• [Stored data]

========

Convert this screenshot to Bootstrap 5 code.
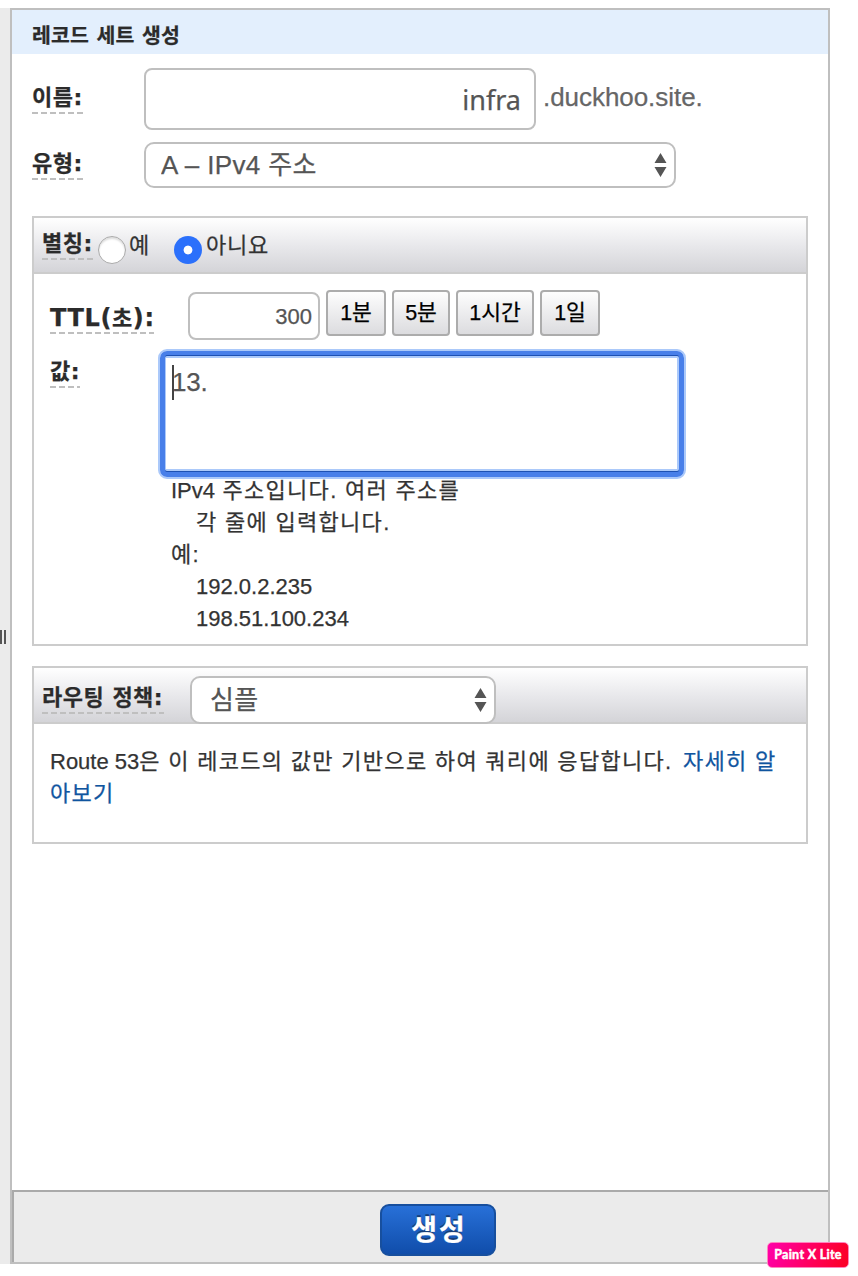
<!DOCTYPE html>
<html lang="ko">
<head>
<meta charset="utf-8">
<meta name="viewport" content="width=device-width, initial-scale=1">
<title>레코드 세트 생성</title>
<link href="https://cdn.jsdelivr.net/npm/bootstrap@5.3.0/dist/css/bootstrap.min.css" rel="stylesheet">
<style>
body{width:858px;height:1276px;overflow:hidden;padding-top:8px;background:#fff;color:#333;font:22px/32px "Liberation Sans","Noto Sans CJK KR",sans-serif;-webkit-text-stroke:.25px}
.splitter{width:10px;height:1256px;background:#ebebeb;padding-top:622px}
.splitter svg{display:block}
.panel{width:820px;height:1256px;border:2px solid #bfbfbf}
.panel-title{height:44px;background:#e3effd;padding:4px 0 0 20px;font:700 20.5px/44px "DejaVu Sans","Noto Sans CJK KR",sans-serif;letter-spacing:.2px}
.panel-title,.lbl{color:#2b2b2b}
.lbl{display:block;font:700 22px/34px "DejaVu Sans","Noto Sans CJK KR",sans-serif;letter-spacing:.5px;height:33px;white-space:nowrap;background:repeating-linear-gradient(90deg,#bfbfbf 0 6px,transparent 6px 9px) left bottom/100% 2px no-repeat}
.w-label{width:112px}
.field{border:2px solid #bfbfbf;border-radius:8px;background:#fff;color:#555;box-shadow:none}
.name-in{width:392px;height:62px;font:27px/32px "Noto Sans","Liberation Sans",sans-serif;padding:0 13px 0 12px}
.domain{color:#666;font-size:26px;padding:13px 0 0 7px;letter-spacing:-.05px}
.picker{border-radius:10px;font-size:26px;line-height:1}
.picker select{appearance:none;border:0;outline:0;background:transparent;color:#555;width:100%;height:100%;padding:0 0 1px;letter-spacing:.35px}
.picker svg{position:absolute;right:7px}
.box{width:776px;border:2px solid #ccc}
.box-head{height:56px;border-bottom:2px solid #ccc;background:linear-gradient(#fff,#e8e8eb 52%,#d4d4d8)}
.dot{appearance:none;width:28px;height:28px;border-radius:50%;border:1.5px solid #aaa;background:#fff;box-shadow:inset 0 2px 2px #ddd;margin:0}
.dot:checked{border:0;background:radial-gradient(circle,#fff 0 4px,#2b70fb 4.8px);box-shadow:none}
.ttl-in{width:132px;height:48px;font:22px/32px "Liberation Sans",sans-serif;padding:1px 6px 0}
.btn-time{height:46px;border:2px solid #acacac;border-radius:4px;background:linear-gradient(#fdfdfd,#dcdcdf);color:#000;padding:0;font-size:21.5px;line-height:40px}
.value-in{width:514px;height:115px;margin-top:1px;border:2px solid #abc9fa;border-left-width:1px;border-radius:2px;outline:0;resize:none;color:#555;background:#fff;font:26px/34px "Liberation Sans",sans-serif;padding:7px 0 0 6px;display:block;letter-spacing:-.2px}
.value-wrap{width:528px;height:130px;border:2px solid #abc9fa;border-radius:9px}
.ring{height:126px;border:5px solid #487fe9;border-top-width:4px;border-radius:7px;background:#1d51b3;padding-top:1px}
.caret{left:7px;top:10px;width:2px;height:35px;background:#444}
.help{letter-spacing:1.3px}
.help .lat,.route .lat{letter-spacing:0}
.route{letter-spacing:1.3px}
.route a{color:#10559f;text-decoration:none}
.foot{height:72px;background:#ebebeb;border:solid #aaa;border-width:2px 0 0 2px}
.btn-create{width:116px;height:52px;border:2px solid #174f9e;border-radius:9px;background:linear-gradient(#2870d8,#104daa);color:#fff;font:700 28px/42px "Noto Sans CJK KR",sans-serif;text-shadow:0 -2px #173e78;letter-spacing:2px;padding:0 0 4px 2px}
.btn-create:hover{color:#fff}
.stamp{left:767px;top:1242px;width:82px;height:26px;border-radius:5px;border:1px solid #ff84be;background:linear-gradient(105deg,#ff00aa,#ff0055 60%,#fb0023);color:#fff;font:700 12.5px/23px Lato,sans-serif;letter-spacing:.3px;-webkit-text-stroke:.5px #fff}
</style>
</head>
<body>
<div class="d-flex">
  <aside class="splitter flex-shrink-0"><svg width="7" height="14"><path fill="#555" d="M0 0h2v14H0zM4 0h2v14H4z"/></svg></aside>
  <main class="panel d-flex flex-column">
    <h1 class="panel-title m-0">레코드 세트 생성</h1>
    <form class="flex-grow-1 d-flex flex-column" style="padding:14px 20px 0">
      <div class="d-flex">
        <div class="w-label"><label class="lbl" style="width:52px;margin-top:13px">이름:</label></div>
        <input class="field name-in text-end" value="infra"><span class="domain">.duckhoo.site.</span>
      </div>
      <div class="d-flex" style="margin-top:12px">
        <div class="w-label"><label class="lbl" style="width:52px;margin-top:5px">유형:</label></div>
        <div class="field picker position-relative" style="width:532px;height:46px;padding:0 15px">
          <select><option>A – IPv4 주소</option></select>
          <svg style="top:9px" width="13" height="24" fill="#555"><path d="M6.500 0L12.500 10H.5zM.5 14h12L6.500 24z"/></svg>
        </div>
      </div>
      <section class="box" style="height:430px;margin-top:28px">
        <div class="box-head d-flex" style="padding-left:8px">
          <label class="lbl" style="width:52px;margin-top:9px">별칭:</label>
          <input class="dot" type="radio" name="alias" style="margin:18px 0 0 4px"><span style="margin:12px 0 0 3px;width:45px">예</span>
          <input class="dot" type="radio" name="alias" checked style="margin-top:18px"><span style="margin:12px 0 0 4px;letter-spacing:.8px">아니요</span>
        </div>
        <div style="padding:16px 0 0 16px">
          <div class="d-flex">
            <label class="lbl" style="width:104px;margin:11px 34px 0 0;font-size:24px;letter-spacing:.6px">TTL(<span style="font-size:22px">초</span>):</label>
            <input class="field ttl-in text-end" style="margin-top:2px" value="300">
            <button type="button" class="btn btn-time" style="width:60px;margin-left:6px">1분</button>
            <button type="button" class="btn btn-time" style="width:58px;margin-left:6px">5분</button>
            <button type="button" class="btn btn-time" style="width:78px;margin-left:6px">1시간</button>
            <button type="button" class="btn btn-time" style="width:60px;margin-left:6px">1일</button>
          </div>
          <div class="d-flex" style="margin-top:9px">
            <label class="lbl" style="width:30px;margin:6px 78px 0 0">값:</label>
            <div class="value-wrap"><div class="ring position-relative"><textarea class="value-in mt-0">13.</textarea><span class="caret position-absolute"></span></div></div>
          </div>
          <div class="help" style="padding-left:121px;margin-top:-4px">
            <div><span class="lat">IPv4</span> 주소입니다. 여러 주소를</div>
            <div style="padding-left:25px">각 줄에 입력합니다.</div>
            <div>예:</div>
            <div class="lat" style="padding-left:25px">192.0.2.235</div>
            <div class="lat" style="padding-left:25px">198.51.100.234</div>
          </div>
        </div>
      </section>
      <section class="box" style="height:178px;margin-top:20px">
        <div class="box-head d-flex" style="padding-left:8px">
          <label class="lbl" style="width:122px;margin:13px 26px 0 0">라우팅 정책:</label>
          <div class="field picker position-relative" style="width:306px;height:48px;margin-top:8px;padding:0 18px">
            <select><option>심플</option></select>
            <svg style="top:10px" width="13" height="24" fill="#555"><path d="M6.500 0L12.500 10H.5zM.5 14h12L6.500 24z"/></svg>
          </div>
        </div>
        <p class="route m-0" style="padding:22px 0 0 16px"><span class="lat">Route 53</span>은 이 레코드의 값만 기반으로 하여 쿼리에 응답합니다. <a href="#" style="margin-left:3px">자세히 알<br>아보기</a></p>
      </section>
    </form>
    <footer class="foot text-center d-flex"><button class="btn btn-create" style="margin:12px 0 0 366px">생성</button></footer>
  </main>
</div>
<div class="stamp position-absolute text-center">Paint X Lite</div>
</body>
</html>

========

• [What the task asks]
With the pictures left out, transcribe the material exactly.

• [Worked solution]
Convert this screenshot to Bootstrap 5 code.
<!DOCTYPE html>
<html lang="ko">
<head>
<meta charset="utf-8">
<meta name="viewport" content="width=device-width, initial-scale=1">
<title>레코드 세트 생성</title>
<link href="https://cdn.jsdelivr.net/npm/bootstrap@5.3.0/dist/css/bootstrap.min.css" rel="stylesheet">
<style>
body{width:858px;height:1276px;overflow:hidden;padding-top:8px;background:#fff;color:#333;font:22px/32px "Liberation Sans","Noto Sans CJK KR",sans-serif;-webkit-text-stroke:.25px}
.splitter{width:10px;height:1256px;background:#ebebeb;padding-top:622px}
.splitter svg{display:block}
.panel{width:820px;height:1256px;border:2px solid #bfbfbf}
.panel-title{height:44px;background:#e3effd;padding:4px 0 0 20px;font:700 20.5px/44px "DejaVu Sans","Noto Sans CJK KR",sans-serif;letter-spacing:.2px}
.panel-title,.lbl{color:#2b2b2b}
.lbl{display:block;font:700 22px/34px "DejaVu Sans","Noto Sans CJK KR",sans-serif;letter-spacing:.5px;height:33px;white-space:nowrap;background:repeating-linear-gradient(90deg,#bfbfbf 0 6px,transparent 6px 9px) left bottom/100% 2px no-repeat}
.w-label{width:112px}
.field{border:2px solid #bfbfbf;border-radius:8px;background:#fff;color:#555;box-shadow:none}
.name-in{width:392px;height:62px;font:27px/32px "Noto Sans","Liberation Sans",sans-serif;padding:0 13px 0 12px}
.domain{color:#666;font-size:26px;padding:13px 0 0 7px;letter-spacing:-.05px}
.picker{border-radius:10px;font-size:26px;line-height:1}
.picker select{appearance:none;border:0;outline:0;background:transparent;color:#555;width:100%;height:100%;padding:0 0 1px;letter-spacing:.35px}
.picker svg{position:absolute;right:7px}
.box{width:776px;border:2px solid #ccc}
.box-head{height:56px;border-bottom:2px solid #ccc;background:linear-gradient(#fff,#e8e8eb 52%,#d4d4d8)}
.dot{appearance:none;width:28px;height:28px;border-radius:50%;border:1.5px solid #aaa;background:#fff;box-shadow:inset 0 2px 2px #ddd;margin:0}
.dot:checked{border:0;background:radial-gradient(circle,#fff 0 4px,#2b70fb 4.8px);box-shadow:none}
.ttl-in{width:132px;height:48px;font:22px/32px "Liberation Sans",sans-serif;padding:1px 6px 0}
.btn-time{height:46px;border:2px solid #acacac;border-radius:4px;background:linear-gradient(#fdfdfd,#dcdcdf);color:#000;padding:0;font-size:21.5px;line-height:40px}
.value-in{width:514px;height:115px;margin-top:1px;border:2px solid #abc9fa;border-left-width:1px;border-radius:2px;outline:0;resize:none;color:#555;background:#fff;font:26px/34px "Liberation Sans",sans-serif;padding:7px 0 0 6px;display:block;letter-spacing:-.2px}
.value-wrap{width:528px;height:130px;border:2px solid #abc9fa;border-radius:9px}
.ring{height:126px;border:5px solid #487fe9;border-top-width:4px;border-radius:7px;background:#1d51b3;padding-top:1px}
.caret{left:7px;top:10px;width:2px;height:35px;background:#444}
.help{letter-spacing:1.3px}
.help .lat,.route .lat{letter-spacing:0}
.route{letter-spacing:1.3px}
.route a{color:#10559f;text-decoration:none}
.foot{height:72px;background:#ebebeb;border:solid #aaa;border-width:2px 0 0 2px}
.btn-create{width:116px;height:52px;border:2px solid #174f9e;border-radius:9px;background:linear-gradient(#2870d8,#104daa);color:#fff;font:700 28px/42px "Noto Sans CJK KR",sans-serif;text-shadow:0 -2px #173e78;letter-spacing:2px;padding:0 0 4px 2px}
.btn-create:hover{color:#fff}
.stamp{left:767px;top:1242px;width:82px;height:26px;border-radius:5px;border:1px solid #ff84be;background:linear-gradient(105deg,#ff00aa,#ff0055 60%,#fb0023);color:#fff;font:700 12.5px/23px Lato,sans-serif;letter-spacing:.3px;-webkit-text-stroke:.5px #fff}
</style>
</head>
<body>
<div class="d-flex">
  <aside class="splitter flex-shrink-0"><svg width="7" height="14"><path fill="#555" d="M0 0h2v14H0zM4 0h2v14H4z"/></svg></aside>
  <main class="panel d-flex flex-column">
    <h1 class="panel-title m-0">레코드 세트 생성</h1>
    <form class="flex-grow-1 d-flex flex-column" style="padding:14px 20px 0">
      <div class="d-flex">
        <div class="w-label"><label class="lbl" style="width:52px;margin-top:13px">이름:</label></div>
        <input class="field name-in text-end" value="infra"><span class="domain">.duckhoo.site.</span>
      </div>
      <div class="d-flex" style="margin-top:12px">
        <div class="w-label"><label class="lbl" style="width:52px;margin-top:5px">유형:</label></div>
        <div class="field picker position-relative" style="width:532px;height:46px;padding:0 15px">
          <select><option>A – IPv4 주소</option></select>
          <svg style="top:9px" width="13" height="24" fill="#555"><path d="M6.500 0L12.500 10H.5zM.5 14h12L6.500 24z"/></svg>
        </div>
      </div>
      <section class="box" style="height:430px;margin-top:28px">
        <div class="box-head d-flex" style="padding-left:8px">
          <label class="lbl" style="width:52px;margin-top:9px">별칭:</label>
          <input class="dot" type="radio" name="alias" style="margin:18px 0 0 4px"><span style="margin:12px 0 0 3px;width:45px">예</span>
          <input class="dot" type="radio" name="alias" checked style="margin-top:18px"><span style="margin:12px 0 0 4px;letter-spacing:.8px">아니요</span>
        </div>
        <div style="padding:16px 0 0 16px">
          <div class="d-flex">
            <label class="lbl" style="width:104px;margin:11px 34px 0 0;font-size:24px;letter-spacing:.6px">TTL(<span style="font-size:22px">초</span>):</label>
            <input class="field ttl-in text-end" style="margin-top:2px" value="300">
            <button type="button" class="btn btn-time" style="width:60px;margin-left:6px">1분</button>
            <button type="button" class="btn btn-time" style="width:58px;margin-left:6px">5분</button>
            <button type="button" class="btn btn-time" style="width:78px;margin-left:6px">1시간</button>
            <button type="button" class="btn btn-time" style="width:60px;margin-left:6px">1일</button>
          </div>
          <div class="d-flex" style="margin-top:9px">
            <label class="lbl" style="width:30px;margin:6px 78px 0 0">값:</label>
            <div class="value-wrap"><div class="ring position-relative"><textarea class="value-in mt-0">13.</textarea><span class="caret position-absolute"></span></div></div>
          </div>
          <div class="help" style="padding-left:121px;margin-top:-4px">
            <div><span class="lat">IPv4</span> 주소입니다. 여러 주소를</div>
            <div style="padding-left:25px">각 줄에 입력합니다.</div>
            <div>예:</div>
            <div class="lat" style="padding-left:25px">192.0.2.235</div>
            <div class="lat" style="padding-left:25px">198.51.100.234</div>
          </div>
        </div>
      </section>
      <section class="box" style="height:178px;margin-top:20px">
        <div class="box-head d-flex" style="padding-left:8px">
          <label class="lbl" style="width:122px;margin:13px 26px 0 0">라우팅 정책:</label>
          <div class="field picker position-relative" style="width:306px;height:48px;margin-top:8px;padding:0 18px">
            <select><option>심플</option></select>
            <svg style="top:10px" width="13" height="24" fill="#555"><path d="M6.500 0L12.500 10H.5zM.5 14h12L6.500 24z"/></svg>
          </div>
        </div>
        <p class="route m-0" style="padding:22px 0 0 16px"><span class="lat">Route 53</span>은 이 레코드의 값만 기반으로 하여 쿼리에 응답합니다. <a href="#" style="margin-left:3px">자세히 알<br>아보기</a></p>
      </section>
    </form>
    <footer class="foot text-center d-flex"><button class="btn btn-create" style="margin:12px 0 0 366px">생성</button></footer>
  </main>
</div>
<div class="stamp position-absolute text-center">Paint X Lite</div>
</body>
</html>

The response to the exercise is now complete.